▸ **Written request**: Exactly as they appear, output all of the records. Skip any images.

▸ **Source records**:
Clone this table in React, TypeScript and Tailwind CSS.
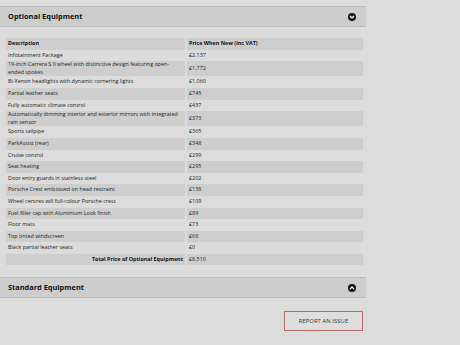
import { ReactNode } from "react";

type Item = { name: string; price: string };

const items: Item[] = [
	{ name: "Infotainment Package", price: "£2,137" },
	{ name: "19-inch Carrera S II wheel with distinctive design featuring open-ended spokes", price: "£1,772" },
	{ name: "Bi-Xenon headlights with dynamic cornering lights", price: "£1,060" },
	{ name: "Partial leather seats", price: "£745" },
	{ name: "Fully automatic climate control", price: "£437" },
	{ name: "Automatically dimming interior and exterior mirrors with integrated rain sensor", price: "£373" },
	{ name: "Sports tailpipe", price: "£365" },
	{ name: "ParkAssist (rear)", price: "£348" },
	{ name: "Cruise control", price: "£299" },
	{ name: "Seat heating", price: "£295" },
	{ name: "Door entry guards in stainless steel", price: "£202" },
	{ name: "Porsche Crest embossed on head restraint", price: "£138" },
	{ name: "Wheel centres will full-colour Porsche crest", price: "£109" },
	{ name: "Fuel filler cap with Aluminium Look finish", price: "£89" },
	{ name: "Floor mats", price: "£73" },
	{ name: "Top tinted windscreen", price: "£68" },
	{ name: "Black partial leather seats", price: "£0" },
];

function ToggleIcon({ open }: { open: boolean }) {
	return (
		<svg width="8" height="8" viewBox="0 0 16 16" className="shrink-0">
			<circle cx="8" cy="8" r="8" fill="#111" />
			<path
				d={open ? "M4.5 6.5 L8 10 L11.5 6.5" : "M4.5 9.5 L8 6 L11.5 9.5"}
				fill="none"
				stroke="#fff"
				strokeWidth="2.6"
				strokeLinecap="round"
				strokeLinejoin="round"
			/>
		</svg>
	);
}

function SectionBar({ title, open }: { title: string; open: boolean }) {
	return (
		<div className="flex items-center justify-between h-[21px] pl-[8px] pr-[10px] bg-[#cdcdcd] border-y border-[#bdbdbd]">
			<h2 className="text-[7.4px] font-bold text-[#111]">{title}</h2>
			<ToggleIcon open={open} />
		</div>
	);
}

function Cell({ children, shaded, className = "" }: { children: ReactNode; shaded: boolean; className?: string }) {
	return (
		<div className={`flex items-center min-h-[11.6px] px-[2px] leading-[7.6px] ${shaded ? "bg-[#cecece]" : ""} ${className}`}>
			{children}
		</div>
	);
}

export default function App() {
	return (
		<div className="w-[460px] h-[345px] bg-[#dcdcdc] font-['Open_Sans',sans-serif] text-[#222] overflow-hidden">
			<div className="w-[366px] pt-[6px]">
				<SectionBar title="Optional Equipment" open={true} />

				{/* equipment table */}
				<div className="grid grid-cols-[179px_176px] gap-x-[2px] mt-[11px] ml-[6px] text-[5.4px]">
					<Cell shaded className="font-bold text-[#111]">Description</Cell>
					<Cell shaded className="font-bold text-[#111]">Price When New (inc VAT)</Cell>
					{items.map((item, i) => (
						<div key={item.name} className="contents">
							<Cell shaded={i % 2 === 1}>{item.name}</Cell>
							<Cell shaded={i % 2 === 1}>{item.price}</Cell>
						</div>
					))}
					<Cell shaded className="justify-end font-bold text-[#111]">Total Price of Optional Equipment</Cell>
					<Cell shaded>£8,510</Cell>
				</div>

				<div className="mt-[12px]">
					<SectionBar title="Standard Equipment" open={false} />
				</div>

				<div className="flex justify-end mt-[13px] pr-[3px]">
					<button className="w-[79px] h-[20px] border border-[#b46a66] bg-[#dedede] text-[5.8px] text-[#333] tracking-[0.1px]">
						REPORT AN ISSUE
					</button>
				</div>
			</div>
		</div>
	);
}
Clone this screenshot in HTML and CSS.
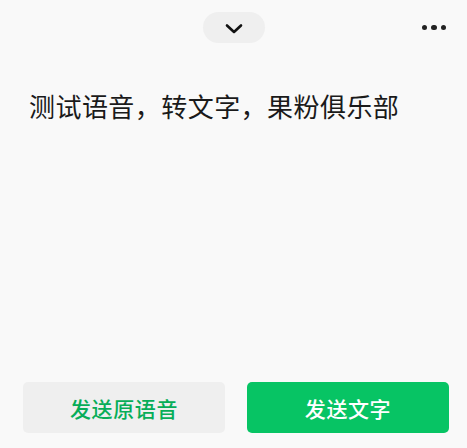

▸ **Response**:
Clone this table in React, TypeScript and Tailwind CSS.
import { ReactNode } from "react";

type Item = { name: string; price: string };

const items: Item[] = [
	{ name: "Infotainment Package", price: "£2,137" },
	{ name: "19-inch Carrera S II wheel with distinctive design featuring open-ended spokes", price: "£1,772" },
	{ name: "Bi-Xenon headlights with dynamic cornering lights", price: "£1,060" },
	{ name: "Partial leather seats", price: "£745" },
	{ name: "Fully automatic climate control", price: "£437" },
	{ name: "Automatically dimming interior and exterior mirrors with integrated rain sensor", price: "£373" },
	{ name: "Sports tailpipe", price: "£365" },
	{ name: "ParkAssist (rear)", price: "£348" },
	{ name: "Cruise control", price: "£299" },
	{ name: "Seat heating", price: "£295" },
	{ name: "Door entry guards in stainless steel", price: "£202" },
	{ name: "Porsche Crest embossed on head restraint", price: "£138" },
	{ name: "Wheel centres will full-colour Porsche crest", price: "£109" },
	{ name: "Fuel filler cap with Aluminium Look finish", price: "£89" },
	{ name: "Floor mats", price: "£73" },
	{ name: "Top tinted windscreen", price: "£68" },
	{ name: "Black partial leather seats", price: "£0" },
];

function ToggleIcon({ open }: { open: boolean }) {
	return (
		<svg width="8" height="8" viewBox="0 0 16 16" className="shrink-0">
			<circle cx="8" cy="8" r="8" fill="#111" />
			<path
				d={open ? "M4.5 6.5 L8 10 L11.5 6.5" : "M4.5 9.5 L8 6 L11.5 9.5"}
				fill="none"
				stroke="#fff"
				strokeWidth="2.6"
				strokeLinecap="round"
				strokeLinejoin="round"
			/>
		</svg>
	);
}

function SectionBar({ title, open }: { title: string; open: boolean }) {
	return (
		<div className="flex items-center justify-between h-[21px] pl-[8px] pr-[10px] bg-[#cdcdcd] border-y border-[#bdbdbd]">
			<h2 className="text-[7.4px] font-bold text-[#111]">{title}</h2>
			<ToggleIcon open={open} />
		</div>
	);
}

function Cell({ children, shaded, className = "" }: { children: ReactNode; shaded: boolean; className?: string }) {
	return (
		<div className={`flex items-center min-h-[11.6px] px-[2px] leading-[7.6px] ${shaded ? "bg-[#cecece]" : ""} ${className}`}>
			{children}
		</div>
	);
}

export default function App() {
	return (
		<div className="w-[460px] h-[345px] bg-[#dcdcdc] font-['Open_Sans',sans-serif] text-[#222] overflow-hidden">
			<div className="w-[366px] pt-[6px]">
				<SectionBar title="Optional Equipment" open={true} />

				{/* equipment table */}
				<div className="grid grid-cols-[179px_176px] gap-x-[2px] mt-[11px] ml-[6px] text-[5.4px]">
					<Cell shaded className="font-bold text-[#111]">Description</Cell>
					<Cell shaded className="font-bold text-[#111]">Price When New (inc VAT)</Cell>
					{items.map((item, i) => (
						<div key={item.name} className="contents">
							<Cell shaded={i % 2 === 1}>{item.name}</Cell>
							<Cell shaded={i % 2 === 1}>{item.price}</Cell>
						</div>
					))}
					<Cell shaded className="justify-end font-bold text-[#111]">Total Price of Optional Equipment</Cell>
					<Cell shaded>£8,510</Cell>
				</div>

				<div className="mt-[12px]">
					<SectionBar title="Standard Equipment" open={false} />
				</div>

				<div className="flex justify-end mt-[13px] pr-[3px]">
					<button className="w-[79px] h-[20px] border border-[#b46a66] bg-[#dedede] text-[5.8px] text-[#333] tracking-[0.1px]">
						REPORT AN ISSUE
					</button>
				</div>
			</div>
		</div>
	);
}
Clone this screenshot in HTML and CSS.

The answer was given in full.